Returning from the US to Mexico last Spring, the window seat next to me on the plane was empty until the moment just before the doors closed.
Then a woman was rushing through the aisle and making her way past my legs to plop herself down in her seat. The first thing I noticed was that she smelled really good. Then I saw her head of intricate and meticulous cornrows above a beautiful face the color of caramel.
She put her purse down on the floor, took a deep breath, slowly fastened her seat belt, and then turned to me.
She said: “This is my first time flying and I may get scared.” From the smile on her face, I guessed that she may also get really excited but before we could test that theory the plane was taking off and she was holding onto my hand really tight with her nose right on the glass. I was not sure she was breathing.
After a few minutes, the plane stopped climbing, she resumed breathing and we talked. She was flying for the first time for a job interview. She was above the clouds and she couldn’t believe that there we were, sitting in our comfy chairs and FLYING.

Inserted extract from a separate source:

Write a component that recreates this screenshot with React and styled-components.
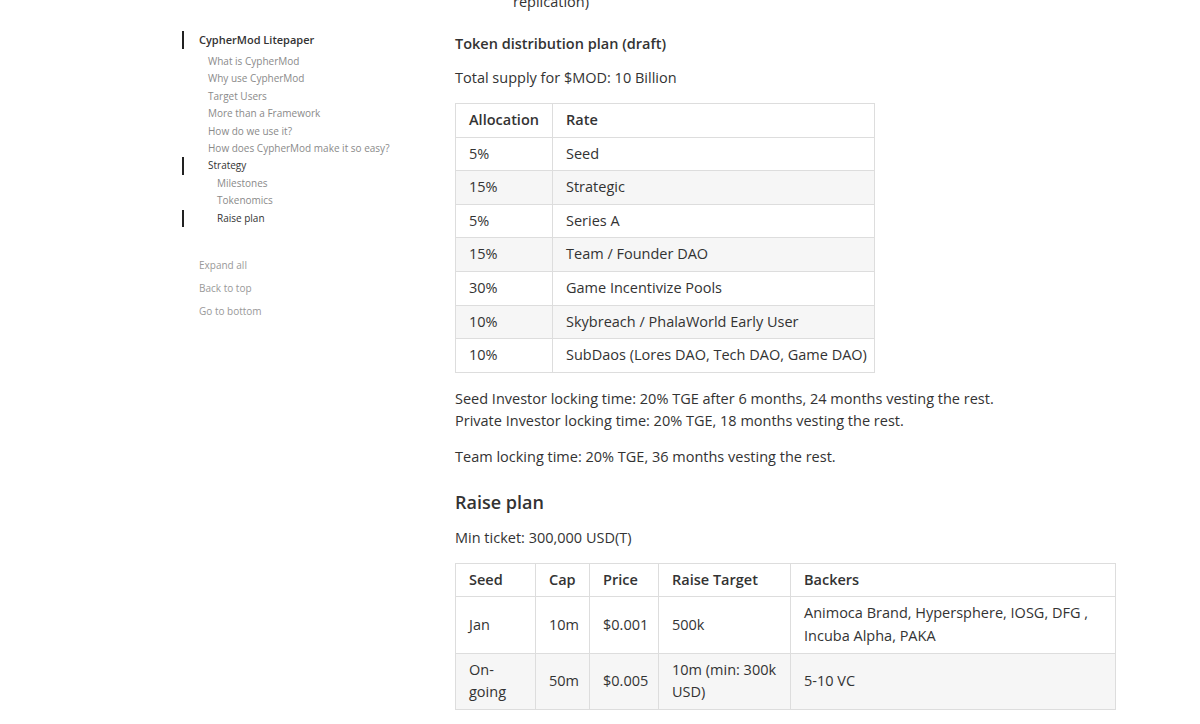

This is something I have thought of many times before while traveling, especially when hearing other travelers complain about the lines, the waiting. There have been times when I wanted to take a megaphone and ask: “People, do you know what is about to happen? We are about to sit down on a chair, drink a coke while we FLY ACROSS THE SKY! Do you get this? Do you really get this?”
My traveling companion, she got this. She was very much ALIVE.
And so, through her eyes, I got to fly for the first time too. Maybe not completely, certainly not like she did, but I felt it. The awe, the tiny bit of fear, the amazement. The first time. I was so grateful to her for taking me along with her. She was grateful for my hand in hers as we landed.
A few days ago I was having a phone conversation with a friend about this and she served me an extra bit of goodness to add to this rich dish. She said: “And you know, I think that we can also do something we have done a hundred times in a new way and therefore tap into the First Time.” I love this reminder. Take a new road home, sit on another chair at dinner tonight, switch sides of the bed, try a new vegetable, watch a new genre of movie…
So now it’s my turn to ask you The Provocative Question: “When was the last time you did something for the first time?